Working for almost eight years in the same company, Andre has nothing to complain. He has handled around 16 staff at one time, all coming from different countries.
“It was very interesting. I learned a lot about different cultures. I didn’t experience any acts of discrimination in the workplace. We respect each other. No such problems have happened to me. I have heard of stories of some sort of discrimination in schools and in some remote areas but fortunately I have never encountered it in the eight years I have been living here.”
One thing that he likes about Sweden is how the government thinks of the welfare of its citizens.
“There is job security. The people are dependent on the government. With minimum of 30% tax imposed by the government, people expect a lot from it. They can afford to specialize. The Swedes have this mentality that they deserve the good life. The government has the obligation to make life easier for them. There are enough jobs for all. If you work hard in Sweden, things will be easy. Sipag at tiyaga, at abilidad.”
Andre happily declares that his decision to move to Sweden was definitely God’s plan. Not only blessed with a good job, but also with a loving wife and a caring mother to his two kids.

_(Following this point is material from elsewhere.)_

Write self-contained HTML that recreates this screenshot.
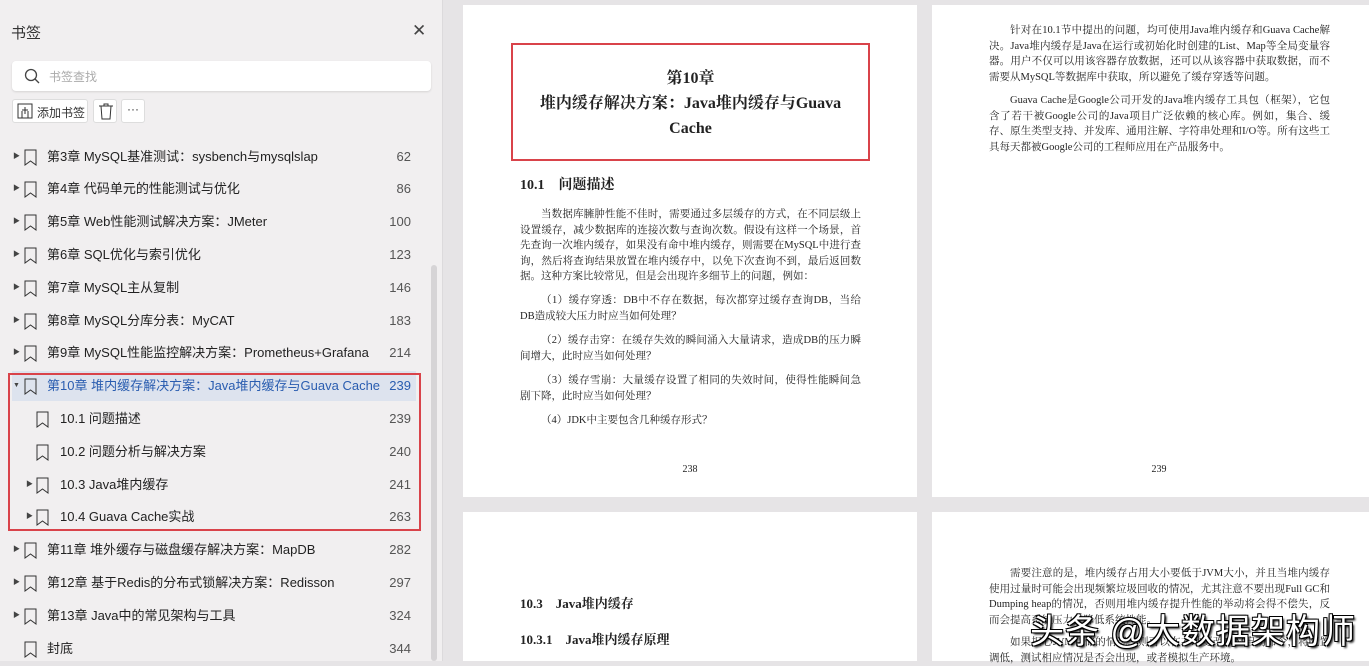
<!DOCTYPE html>
<html><head><meta charset="utf-8">
<style>
*{margin:0;padding:0;box-sizing:border-box}
body{width:1369px;height:661px;overflow:hidden;background:#e6e4e6;font-family:"Liberation Sans","Noto Sans CJK SC",sans-serif;position:relative}
.side{position:absolute;left:0;top:0;width:443px;height:661px;background:#f1eff0;border-right:1px solid #dcdadc}
.ab{position:absolute}
.row{position:absolute;left:0;width:430px;height:32px;font-size:13px;color:#222;line-height:32px}
.row .tx{position:absolute;left:47px}
.row .pg{position:absolute;right:19px;color:#555}
.row .ar{position:absolute;left:13px;font-size:7px;color:#444}
.bm{position:absolute;top:8px;width:13px;height:17px}
.sub .tx{left:60px}
.page{position:absolute;background:#fff}
.serif{font-family:"Liberation Serif","Noto Serif CJK SC",serif;color:#222}
.p{font-size:10.5px;line-height:15.5px;text-align:justify;position:absolute}
</style></head><body>
<div class="side">
  <div class="ab" style="left:11px;top:22px;font-size:15px;color:#333">书签</div>
  <div class="ab" style="left:412px;top:21px;font-size:17px;color:#444">✕</div>
  <div class="ab" style="left:12px;top:61px;width:419px;height:30px;background:#fff;border-radius:4px;box-shadow:0 1px 2px rgba(0,0,0,.12)">
    <svg class="ab" style="left:12px;top:7px" width="16" height="16"><circle cx="7" cy="7" r="5.5" fill="none" stroke="#444" stroke-width="1.3"/><line x1="11" y1="11" x2="15" y2="15" stroke="#444" stroke-width="1.3"/></svg>
    <div class="ab" style="left:37px;top:7px;font-size:12px;color:#aaa">书签查找</div>
  </div>
  <div class="ab" style="left:12px;top:99px;width:76px;height:24px;background:#fff;border:1px solid #ddd;border-radius:3px">
    <svg class="ab" style="left:4px;top:3px" width="16" height="16"><rect x="1" y="1" width="14" height="14" fill="none" stroke="#333"/><path d="M5 15V8M11 15V8M8 4v7M5 7h6" stroke="#333" fill="none"/></svg>
    <div class="ab" style="left:24px;top:4px;font-size:12px;color:#333">添加书签</div>
  </div>
  <div class="ab" style="left:93px;top:99px;width:24px;height:24px;background:#fff;border:1px solid #ddd;border-radius:3px">
    <svg class="ab" style="left:4px;top:3px" width="16" height="17"><path d="M1 3h14M6 3V1h4v2M3 3l1 13h8l1-13" stroke="#333" fill="none"/></svg>
  </div>
  <div class="ab" style="left:121px;top:99px;width:24px;height:24px;background:#fff;border:1px solid #ddd;border-radius:3px;font-size:12px;text-align:center;line-height:18px;color:#333">···</div>
  <div class="ab" style="left:431px;top:265px;width:6px;height:396px;background:#d6d4d6;border-radius:3px"></div>
  <div class="ab" style="left:12px;top:371px;width:404px;height:30px;background:#dde3ee"></div>
  <div class="ab" style="left:8px;top:373px;width:413px;height:158px;border:2px solid #d9434a"></div>
</div>

<div class="row" style="top:141px"><span class="ar">▶</span><svg class="bm" style="left:24px"><path d="M1 1h11v15l-5.5-4L1 16z" fill="none" stroke="#333"/></svg><span class="tx">第3章 MySQL基准测试：sysbench与mysqlslap</span><span class="pg">62</span></div>
<div class="row" style="top:173px"><span class="ar">▶</span><svg class="bm" style="left:24px"><path d="M1 1h11v15l-5.5-4L1 16z" fill="none" stroke="#333"/></svg><span class="tx">第4章 代码单元的性能测试与优化</span><span class="pg">86</span></div>
<div class="row" style="top:206px"><span class="ar">▶</span><svg class="bm" style="left:24px"><path d="M1 1h11v15l-5.5-4L1 16z" fill="none" stroke="#333"/></svg><span class="tx">第5章 Web性能测试解决方案：JMeter</span><span class="pg">100</span></div>
<div class="row" style="top:239px"><span class="ar">▶</span><svg class="bm" style="left:24px"><path d="M1 1h11v15l-5.5-4L1 16z" fill="none" stroke="#333"/></svg><span class="tx">第6章 SQL优化与索引优化</span><span class="pg">123</span></div>
<div class="row" style="top:272px"><span class="ar">▶</span><svg class="bm" style="left:24px"><path d="M1 1h11v15l-5.5-4L1 16z" fill="none" stroke="#333"/></svg><span class="tx">第7章 MySQL主从复制</span><span class="pg">146</span></div>
<div class="row" style="top:305px"><span class="ar">▶</span><svg class="bm" style="left:24px"><path d="M1 1h11v15l-5.5-4L1 16z" fill="none" stroke="#333"/></svg><span class="tx">第8章 MySQL分库分表：MyCAT</span><span class="pg">183</span></div>
<div class="row" style="top:337px"><span class="ar">▶</span><svg class="bm" style="left:24px"><path d="M1 1h11v15l-5.5-4L1 16z" fill="none" stroke="#333"/></svg><span class="tx">第9章 MySQL性能监控解决方案：Prometheus+Grafana</span><span class="pg">214</span></div>
<div class="row" style="top:370px;color:#2a5db0"><span class="ar">▼</span><svg class="bm" style="left:24px"><path d="M1 1h11v15l-5.5-4L1 16z" fill="none" stroke="#333"/></svg><span class="tx">第10章 堆内缓存解决方案：Java堆内缓存与Guava Cache</span><span class="pg" style="color:#2a5db0">239</span></div>
<div class="row sub" style="top:403px"><svg class="bm" style="left:36px"><path d="M1 1h11v15l-5.5-4L1 16z" fill="none" stroke="#333"/></svg><span class="tx">10.1 问题描述</span><span class="pg">239</span></div>
<div class="row sub" style="top:436px"><svg class="bm" style="left:36px"><path d="M1 1h11v15l-5.5-4L1 16z" fill="none" stroke="#333"/></svg><span class="tx">10.2 问题分析与解决方案</span><span class="pg">240</span></div>
<div class="row sub" style="top:469px"><span class="ar" style="left:26px">▶</span><svg class="bm" style="left:36px"><path d="M1 1h11v15l-5.5-4L1 16z" fill="none" stroke="#333"/></svg><span class="tx">10.3 Java堆内缓存</span><span class="pg">241</span></div>
<div class="row sub" style="top:501px"><span class="ar" style="left:26px">▶</span><svg class="bm" style="left:36px"><path d="M1 1h11v15l-5.5-4L1 16z" fill="none" stroke="#333"/></svg><span class="tx">10.4 Guava Cache实战</span><span class="pg">263</span></div>
<div class="row" style="top:534px"><span class="ar">▶</span><svg class="bm" style="left:24px"><path d="M1 1h11v15l-5.5-4L1 16z" fill="none" stroke="#333"/></svg><span class="tx">第11章 堆外缓存与磁盘缓存解决方案：MapDB</span><span class="pg">282</span></div>
<div class="row" style="top:567px"><span class="ar">▶</span><svg class="bm" style="left:24px"><path d="M1 1h11v15l-5.5-4L1 16z" fill="none" stroke="#333"/></svg><span class="tx">第12章 基于Redis的分布式锁解决方案：Redisson</span><span class="pg">297</span></div>
<div class="row" style="top:600px"><span class="ar">▶</span><svg class="bm" style="left:24px"><path d="M1 1h11v15l-5.5-4L1 16z" fill="none" stroke="#333"/></svg><span class="tx">第13章 Java中的常见架构与工具</span><span class="pg">324</span></div>
<div class="row" style="top:633px"><svg class="bm" style="left:24px"><path d="M1 1h11v15l-5.5-4L1 16z" fill="none" stroke="#333"/></svg><span class="tx">封底</span><span class="pg">344</span></div>

<div class="page serif" style="left:463px;top:5px;width:454px;height:492px">
  <div class="ab" style="left:48px;top:38px;width:359px;height:118px;border:2px solid #d9434a;text-align:center;font-size:16px;line-height:25px;padding-top:21px;font-weight:bold">第10章<br>堆内缓存解决方案：Java堆内缓存与Guava<br>Cache</div>
  <div class="ab" style="left:57px;top:169px;font-size:14px;font-weight:bold">10.1　问题描述</div>
  <div class="p" style="left:57px;top:202px;width:341px;text-indent:21px">当数据库臃肿性能不佳时，需要通过多层缓存的方式，在不同层级上设置缓存，减少数据库的连接次数与查询次数。假设有这样一个场景，首先查询一次堆内缓存，如果没有命中堆内缓存，则需要在MySQL中进行查询，然后将查询结果放置在堆内缓存中，以免下次查询不到，最后返回数据。这种方案比较常见，但是会出现许多细节上的问题，例如：</div>
  <div class="p" style="left:57px;top:288px;width:341px;text-indent:21px">（1）缓存穿透：DB中不存在数据，每次都穿过缓存查询DB，当给DB造成较大压力时应当如何处理？</div>
  <div class="p" style="left:57px;top:328px;width:341px;text-indent:21px">（2）缓存击穿：在缓存失效的瞬间涌入大量请求，造成DB的压力瞬间增大，此时应当如何处理？</div>
  <div class="p" style="left:57px;top:368px;width:341px;text-indent:21px">（3）缓存雪崩：大量缓存设置了相同的失效时间，使得性能瞬间急剧下降，此时应当如何处理？</div>
  <div class="p" style="left:57px;top:408px;width:341px;text-indent:21px">（4）JDK中主要包含几种缓存形式？</div>
  <div class="ab" style="left:0;width:454px;top:459px;text-align:center;font-size:10px">238</div>
</div>
<div class="page serif" style="left:932px;top:5px;width:437px;height:492px">
  <div class="p" style="left:57px;top:18px;width:341px;text-indent:21px">针对在10.1节中提出的问题，均可使用Java堆内缓存和Guava Cache解决。Java堆内缓存是Java在运行或初始化时创建的List、Map等全局变量容器。用户不仅可以用该容器存放数据，还可以从该容器中获取数据，而不需要从MySQL等数据库中获取，所以避免了缓存穿透等问题。</div>
  <div class="p" style="left:57px;top:88px;width:341px;text-indent:21px">Guava Cache是Google公司开发的Java堆内缓存工具包（框架），它包含了若干被Google公司的Java项目广泛依赖的核心库。例如，集合、缓存、原生类型支持、并发库、通用注解、字符串处理和I/O等。所有这些工具每天都被Google公司的工程师应用在产品服务中。</div>
  <div class="ab" style="left:0;width:454px;top:459px;text-align:center;font-size:10px">239</div>
</div>
<div class="page serif" style="left:463px;top:512px;width:454px;height:149px">
  <div class="ab" style="left:57px;top:81px;font-size:13px;font-weight:bold">10.3　Java堆内缓存</div>
  <div class="ab" style="left:57px;top:117px;font-size:13px;font-weight:bold">10.3.1　Java堆内缓存原理</div>
</div>
<div class="page serif" style="left:932px;top:512px;width:437px;height:149px">
  <div class="p" style="left:57px;top:54px;width:341px;text-indent:21px">需要注意的是，堆内缓存占用大小要低于JVM大小，并且当堆内缓存使用过量时可能会出现频繁垃圾回收的情况，尤其注意不要出现Full GC和Dumping heap的情况，否则用堆内缓存提升性能的举动将会得不偿失，反而会提高系统压力，降低系统性能。</div>
  <div class="p" style="left:57px;top:123px;width:341px;text-indent:21px">如果担心JVM存储的情况，则可以在本地更改JVM启动命令，将配置调低，测试相应情况是否会出现，或者模拟生产环境。</div>
</div>
<div class="ab" style="left:1030px;top:604px;font-size:34px;color:#fff;letter-spacing:1px;text-shadow:1px 1px 0 #000,-1px -1px 0 #000,1px -1px 0 #000,-1px 1px 0 #000,2px 2px 2px #000;font-family:'Liberation Sans','Noto Sans CJK SC',sans-serif">头条 @大数据架构师</div>
</body></html>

“Before I met her, Novie was the president of the youth group in Barcelona. It was in 2003 when I went to Barcelona as a lone delegate for the Singles for Christ conference when we first met. Not so long, she became my girlfriend. It was a long-distance relationship. It was a little bit hard but we managed. We were and still are very much in sync, considering that we weren’t together physically for a long time. We got married the following year. Then Luke came. Then Venice. I am blessed with a beautiful family. Now, we are both active members of Couples for Christ. Novie is also handling the Pinoy choir of the church in Stockholm.”

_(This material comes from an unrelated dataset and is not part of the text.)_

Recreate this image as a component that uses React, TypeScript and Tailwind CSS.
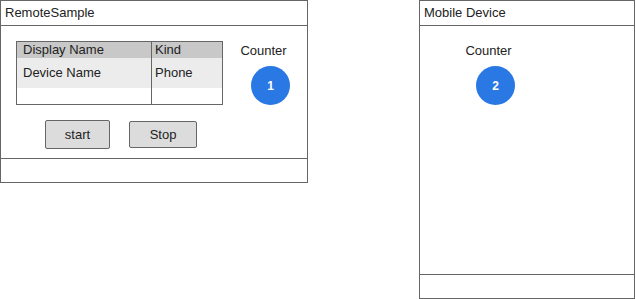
import React from 'react';

const font = { fontFamily: '"Liberation Sans", Arial, sans-serif' };

const Counter = ({ value, className }: { value: number; className?: string }) => (
  <div className={`flex flex-col items-center ${className ?? ''}`}>
    <span className="text-[13px] leading-none text-[#222]">Counter</span>
    <div className="mt-[9px] ml-[14px] flex h-[39px] w-[39px] items-center justify-center rounded-full bg-[#2a78e4] text-[12px] font-bold text-white">
      {value}
    </div>
  </div>
);

const Window = ({
  title,
  className,
  bodyHeight,
  children
}: {
  title: string;
  className: string;
  bodyHeight: string;
  children?: React.ReactNode;
}) => (
  <div className={`flex flex-col border border-[#666] bg-white ${className}`}>
    <div className="flex h-[25px] items-center border-b border-[#666] pl-[4px] text-[13px] text-[#222]">
      {title}
    </div>
    <div className={`border-b border-[#666] ${bodyHeight}`}>{children}</div>
    <div className="h-[23px]" />
  </div>
);

const App = () => {
  return (
    <div className="flex h-[299px] w-[636px] items-start bg-white" style={font}>
      <Window title="RemoteSample" className="w-[308px]" bodyHeight="h-[133px]">
        <div className="flex pl-[15px] pt-[15px]">
          <div className="flex w-[207px] border border-[#666] text-[13px] text-[#222]">
            <div className="flex w-[135px] flex-col border-r border-[#666]">
              <div className="flex h-[16px] items-center bg-[#c8c8c8] pl-[6px]">Display Name</div>
              <div className="flex h-[30px] items-center bg-[#ececec] pl-[6px]">Device Name</div>
              <div className="h-[16px]" />
            </div>
            <div className="flex flex-1 flex-col">
              <div className="flex h-[16px] items-center bg-[#c8c8c8] pl-[3px]">Kind</div>
              <div className="flex h-[30px] items-center bg-[#ececec] pl-[3px]">Phone</div>
              <div className="h-[16px]" />
            </div>
          </div>
          <Counter value={1} className="ml-[14px] mt-[3px]" />
        </div>
        <div className="flex items-start pl-[44px] pt-[15px] text-[13px] text-[#222]">
          <button className="h-[29px] w-[65px] rounded-[2px] border border-[#666] bg-[#dcdcdc]">start</button>
          <button className="ml-[19px] mt-[1px] h-[27px] w-[68px] rounded-[2px] border border-[#666] bg-[#dcdcdc]">
            Stop
          </button>
        </div>
      </Window>
      <Window title="Mobile Device" className="ml-[111px] w-[216px]" bodyHeight="h-[249px]">
        <Counter value={2} className="ml-[42px] mt-[18px] w-fit" />
      </Window>
    </div>
  );
};

export default App;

Another thing that Andre likes about living in Sweden is that the Swedes know how to separate work from family.
“Which I really like. There is always time for the family. In Sweden, after 5 p.m., everybody goes home, to their family. At weekends, they try not to disturb family time. For them, time with the family is very important. Family comes first. When I say ‘My kid is sick’ , no more questions asked. I can immediately avail a leave of absence. Swedes really look forward to having kids, spend time with them, raise them up and educate them.”
“What I don’t like however, is when the kids reach 18, it is expected and often times “requested” for them to move out of the house. Sure enough, independence is important, but I don’t agree to it when raising kids is perceived as a mere “project” where some parents would say, “I have done my job. Now I have to enjoy my life.” This is why many old people nowadays don’t expect to be taken cared of by their children. For them, their children don’t have obligations to them. This is one of the few things which I would not want to impart on my kids. Novie and I are determined to raise our kids with only the best of all worlds inasmuch as we can.”

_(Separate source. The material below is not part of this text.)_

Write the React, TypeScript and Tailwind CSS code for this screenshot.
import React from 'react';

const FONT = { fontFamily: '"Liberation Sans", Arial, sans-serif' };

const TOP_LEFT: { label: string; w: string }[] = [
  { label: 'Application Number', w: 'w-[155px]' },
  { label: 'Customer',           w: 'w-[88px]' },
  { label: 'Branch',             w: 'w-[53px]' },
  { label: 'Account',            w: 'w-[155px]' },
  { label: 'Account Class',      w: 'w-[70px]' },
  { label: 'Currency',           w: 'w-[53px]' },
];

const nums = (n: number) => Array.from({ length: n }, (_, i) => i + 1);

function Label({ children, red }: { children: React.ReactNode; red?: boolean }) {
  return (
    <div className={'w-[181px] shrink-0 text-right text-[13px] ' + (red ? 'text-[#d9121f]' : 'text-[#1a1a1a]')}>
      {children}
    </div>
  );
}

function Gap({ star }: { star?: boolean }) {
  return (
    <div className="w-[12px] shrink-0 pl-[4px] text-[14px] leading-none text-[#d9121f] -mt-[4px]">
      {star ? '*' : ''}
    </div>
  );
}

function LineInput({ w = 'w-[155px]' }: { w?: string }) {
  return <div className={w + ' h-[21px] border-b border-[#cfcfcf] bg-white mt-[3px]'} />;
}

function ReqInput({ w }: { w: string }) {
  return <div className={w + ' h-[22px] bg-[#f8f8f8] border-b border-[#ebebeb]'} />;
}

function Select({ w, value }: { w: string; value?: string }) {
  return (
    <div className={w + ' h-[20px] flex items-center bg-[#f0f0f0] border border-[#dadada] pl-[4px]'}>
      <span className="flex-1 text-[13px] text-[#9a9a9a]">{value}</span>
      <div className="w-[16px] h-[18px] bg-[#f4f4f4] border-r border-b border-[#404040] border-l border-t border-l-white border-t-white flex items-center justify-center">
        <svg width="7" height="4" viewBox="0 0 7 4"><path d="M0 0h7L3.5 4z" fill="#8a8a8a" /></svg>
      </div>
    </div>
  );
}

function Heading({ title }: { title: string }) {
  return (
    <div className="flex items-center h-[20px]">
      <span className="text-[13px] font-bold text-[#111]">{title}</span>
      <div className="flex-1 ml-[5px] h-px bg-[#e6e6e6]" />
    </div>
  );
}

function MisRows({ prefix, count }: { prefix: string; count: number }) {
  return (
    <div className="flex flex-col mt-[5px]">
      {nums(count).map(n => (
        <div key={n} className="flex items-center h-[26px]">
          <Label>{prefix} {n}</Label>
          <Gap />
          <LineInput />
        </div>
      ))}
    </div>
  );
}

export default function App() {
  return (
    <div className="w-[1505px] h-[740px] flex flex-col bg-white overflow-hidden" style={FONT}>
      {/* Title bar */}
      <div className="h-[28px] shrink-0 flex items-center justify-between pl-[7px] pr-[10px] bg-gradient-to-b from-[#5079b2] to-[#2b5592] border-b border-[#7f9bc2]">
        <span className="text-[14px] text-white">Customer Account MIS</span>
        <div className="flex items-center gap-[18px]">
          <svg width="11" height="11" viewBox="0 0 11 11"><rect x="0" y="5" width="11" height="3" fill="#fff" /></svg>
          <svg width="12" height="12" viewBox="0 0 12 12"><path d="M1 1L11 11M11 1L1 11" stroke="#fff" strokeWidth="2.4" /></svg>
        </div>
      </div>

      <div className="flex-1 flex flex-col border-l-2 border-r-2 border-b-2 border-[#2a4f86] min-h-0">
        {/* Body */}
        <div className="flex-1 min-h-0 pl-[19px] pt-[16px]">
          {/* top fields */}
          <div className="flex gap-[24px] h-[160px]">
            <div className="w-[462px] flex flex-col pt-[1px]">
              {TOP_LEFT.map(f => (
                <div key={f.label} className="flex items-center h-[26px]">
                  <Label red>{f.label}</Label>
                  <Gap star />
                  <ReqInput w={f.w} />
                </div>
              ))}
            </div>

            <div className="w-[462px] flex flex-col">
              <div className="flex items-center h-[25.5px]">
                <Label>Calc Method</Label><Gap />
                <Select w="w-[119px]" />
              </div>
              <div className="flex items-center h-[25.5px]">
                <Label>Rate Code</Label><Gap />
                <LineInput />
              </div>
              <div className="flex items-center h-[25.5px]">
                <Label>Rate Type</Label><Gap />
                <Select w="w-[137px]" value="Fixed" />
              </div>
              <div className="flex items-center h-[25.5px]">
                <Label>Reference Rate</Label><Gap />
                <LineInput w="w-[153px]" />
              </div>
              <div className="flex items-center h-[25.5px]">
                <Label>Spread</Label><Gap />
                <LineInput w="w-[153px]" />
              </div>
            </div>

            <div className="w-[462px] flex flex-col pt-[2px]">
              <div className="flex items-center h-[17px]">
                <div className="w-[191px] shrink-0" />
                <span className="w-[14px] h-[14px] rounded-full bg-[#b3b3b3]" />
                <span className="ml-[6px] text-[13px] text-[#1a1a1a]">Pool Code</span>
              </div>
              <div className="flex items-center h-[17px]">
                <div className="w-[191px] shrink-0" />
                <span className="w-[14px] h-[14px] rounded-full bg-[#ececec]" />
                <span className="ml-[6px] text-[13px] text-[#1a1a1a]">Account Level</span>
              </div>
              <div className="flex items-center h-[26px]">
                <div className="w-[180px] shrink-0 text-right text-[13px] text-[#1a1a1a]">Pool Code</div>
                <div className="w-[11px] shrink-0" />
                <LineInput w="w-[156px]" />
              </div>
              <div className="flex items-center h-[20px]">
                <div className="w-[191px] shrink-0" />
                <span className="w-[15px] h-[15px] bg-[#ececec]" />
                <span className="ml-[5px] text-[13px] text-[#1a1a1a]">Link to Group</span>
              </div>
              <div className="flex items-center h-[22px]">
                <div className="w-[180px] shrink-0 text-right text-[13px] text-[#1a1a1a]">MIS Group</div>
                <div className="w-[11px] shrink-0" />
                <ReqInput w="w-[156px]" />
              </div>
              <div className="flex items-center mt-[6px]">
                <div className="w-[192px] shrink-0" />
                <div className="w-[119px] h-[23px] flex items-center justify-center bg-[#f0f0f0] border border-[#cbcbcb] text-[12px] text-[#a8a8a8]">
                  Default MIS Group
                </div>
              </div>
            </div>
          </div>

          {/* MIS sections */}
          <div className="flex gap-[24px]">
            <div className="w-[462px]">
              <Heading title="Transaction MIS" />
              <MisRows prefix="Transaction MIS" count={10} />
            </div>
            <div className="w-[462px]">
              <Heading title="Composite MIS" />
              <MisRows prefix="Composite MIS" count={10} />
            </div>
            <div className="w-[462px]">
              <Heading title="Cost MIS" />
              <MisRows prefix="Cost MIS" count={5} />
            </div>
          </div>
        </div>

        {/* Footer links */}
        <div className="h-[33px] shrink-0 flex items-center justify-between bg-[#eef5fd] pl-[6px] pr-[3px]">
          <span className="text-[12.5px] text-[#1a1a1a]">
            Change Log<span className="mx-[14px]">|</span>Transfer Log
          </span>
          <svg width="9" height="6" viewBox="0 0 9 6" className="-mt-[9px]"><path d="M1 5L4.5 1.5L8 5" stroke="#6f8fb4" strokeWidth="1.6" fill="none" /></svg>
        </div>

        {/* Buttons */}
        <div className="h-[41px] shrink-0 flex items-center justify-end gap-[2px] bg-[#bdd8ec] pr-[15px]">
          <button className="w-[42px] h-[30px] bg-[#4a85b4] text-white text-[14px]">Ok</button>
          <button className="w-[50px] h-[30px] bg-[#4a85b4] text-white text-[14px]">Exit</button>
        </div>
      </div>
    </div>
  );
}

Sweden has around 9 million population. It has been more difficult for immigrants not belonging to EU countries to settle in Sweden for labor market policy reasons.
“Most Filipinos are married to Swedes. Some of them work as house staff. There are also a number of Pinoys working as office staff in embassies other than the Philippines. Lately, there has been an influx of Filipino professionals working in Sweden.”
Among the Asian immigrants, the Thais and Chinese make up the most number. The Filipino community in Sweden numbering around 18,000 is far fewer than its counterpart in Spain.
“Filipinos in Sweden, not like in Barcelona are scattered. But one thing that unifies us is the one Catholic church that celebrates a mass in English. The Filipino community lobbied for a Filipino priest. And once a month, there is a mass in Tagalog.”
Talking of religion, Swedes are one of the least religious people in the world and Sweden has one of the highest levels of atheism.
“What I do is, I have to stand for my belief. Making the sign of the cross is like “WOW!” for the Swedes. For me, it doesn’t mean that if I am a Catholic, I am an alien, that I am weird. They have this impression that Catholics are closed-minded. One time, one drunk Swedish friend asked me, he said “ I can’t understand why Catholics can’t have sex before marriage. It’s hard.”
“Well, my reply was simply we just have to live with it. He was too drunk to remember what I said anyway. But like I said, Swedes value individualism and equality. So no problem with that.”
After the second baby, Novie started learning the language as part of their long-term plan. They are contemplating to settle in Sweden for good.
“At first, we thought of moving to the US or Spain, but in the end, we have always preferred to stay. My kids love it here. We are doing okay. Though we don’t have families in Sweden, we keep ourselves busy. Family work. Community. By doing so everything is connected. We are active in the Filipino community here. We have done fund raising activities for the victims of the Ondoy tragedy. We love what we do.”
Was it worth it? Was moving to Sweden a good decision?
“Yes! It was worth it. I believe it was God’s plan because I never intended to go abroad in the first place. But one thing led to another. The good thing is, it made me value my family more, the things that I have. God has a plan for everything. When I look back, God provided for me, for us and for my kababayans, wherever they may be, keep God in mind. If your plan doesn’t work as you planned it to be, maybe He has got other plans, even better.”
True enough, for this young father, whose number one priority is his family, has made use his blessings wisely.
“It’s always good to strive for a dream. Work hard for it. Huwag susuko. Wherever you are, you can always make the best out of it. Fill your life with good things, so that bad things won’t have a place in it. Nasa iyo na yan. Kung bago ka lang sa isang bansa. Kung mag-isa ka lang. Lumabas ka at makipagkaibigan. Then you will not feel alone or out of place. And who knows, mas maraming bagay ka pang matutunan. ”
It was already 30 minutes past midnight when we ended our conversation. I prepared my things to leave. We shook hands. I passed by the living room. Luke and Venice were lying on the sofa. With eyes half-closed, they were already drifting into snooze land. I extended my hand to Luke to say goodbye but he was already too heavy-eyed to reciprocate my adjo.